ADA Compliance: What Is It and Why Is It Important?

Legislation plays an essential part in the operations and management of all businesses. Whatever your business model, as long as you operate legally within the boundaries of a particular area, state or country, you’re liable to follow all pertinent rules and regulations. You wouldn’t want to create any hassle between your company and the government. You have to comply with the laws and regulations; otherwise, you risk getting levied fines, suspensions, or even revocation of your permit to operate. 

In 2010, the United States Department of Justice released the Americans with Disabilities Act (ADA) Standards for Accessible Design. These standards require all companies to provide and maintain web pages and services that people with disabilities can access without prejudice to their existing conditions. The legislation calls for a more proactive approach to ensure that your pages become more inclusive and accessible to anyone, regardless of their conditions. 

Your company needs to ensure ADA compliance in a variety of ways. If regulators find out that your site isn’t compliant with the legislation, you will be held liable, and there will be financial repercussions of your non-compliance. Even if you didn’t want to discriminate against users based on their disabilities, the law wouldn’t be lax in levying fines. 

Who needs to adhere to ADA requirements?

Now that we have a fundamental idea about the ADA, what are the requirements that a company needs to comply with the statute? First and foremost, if the entity is a state or local government agency, they need to adhere to the law – that’s a no-brainer. Second, if your company employs 15 or more full-time employees and operates at least 20 weeks per year, you have to find ways to comply with the ADA. Finally, if your company works for the benefit of the general public, you would have to follow the statute. 
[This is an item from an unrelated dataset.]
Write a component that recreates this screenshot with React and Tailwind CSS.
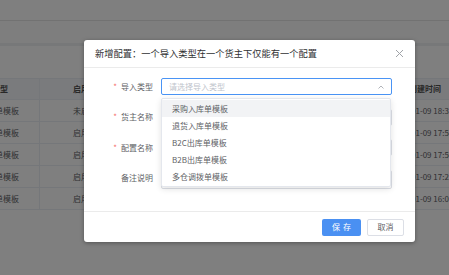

Since the language can be vague at times, there are some questions about whether websites have to comply with the law. The short answer is, of course, YES. You have to ensure that your website is ADA-compliant aside from being 508-compliant. You need to comply with the regulations to prevent lawsuits and loss of leads. 

Why should you ensure compliance?

The ADA seeks to make all businesses and websites accessible to all. That’s one of the best reasons we can think of why you need to comply. If you do, you would include a portion of the population that previously hasn’t been included, allowing you to expand operations. It may be unchartered territory at first, but in the long run, you’ll get used to it. 

Secondly, being ADA compliant will help your SEO ranking. With Google incorporating new metrics, you will ensure that your effort to include video transcripts and alternative image text will help get your site a boost in the rankings. The more the search engine understands your page and what it offers, the better it’s rank.

Additionally, if your site is ADA compliant, your online reputation will get a considerable boost. It will show that your company cares about the general browsing public, reflecting positively on your brand and image. Finally, it also increases page experience as it fosters site usability. The more comfortable users are when they visit your page, the better it will be for you overall. 

How can you comply?

Although the statute doesn’t have any set guidelines, your company can provide alternatives to ensure compliance. First, you can incorporate text readers to ensure that those with visual impairments can still access videos or photos on your site. Those with hearing impairments will benefit if your site has captions and subtitles or video transcripts available. 

You can also offer a feature where your users can adjust the font sizes or color contrast so those with visual impairments can still read things at their own pace. Another feature is to adapt the site so users can navigate using their keyboard or other assistive devices. Other experts also recommend using Accessible Rich Internet Applications (ARIA) to make it easier for disabled persons to read your site. 

Final thoughts

Ensuring compliance with ADA is a non-negotiable action. Your company must adhere to the policy to ensure that you would reach a larger audience and they would enjoy the experience thoroughly. It may be challenging to incorporate these at first, but your team will get used to it in the long run.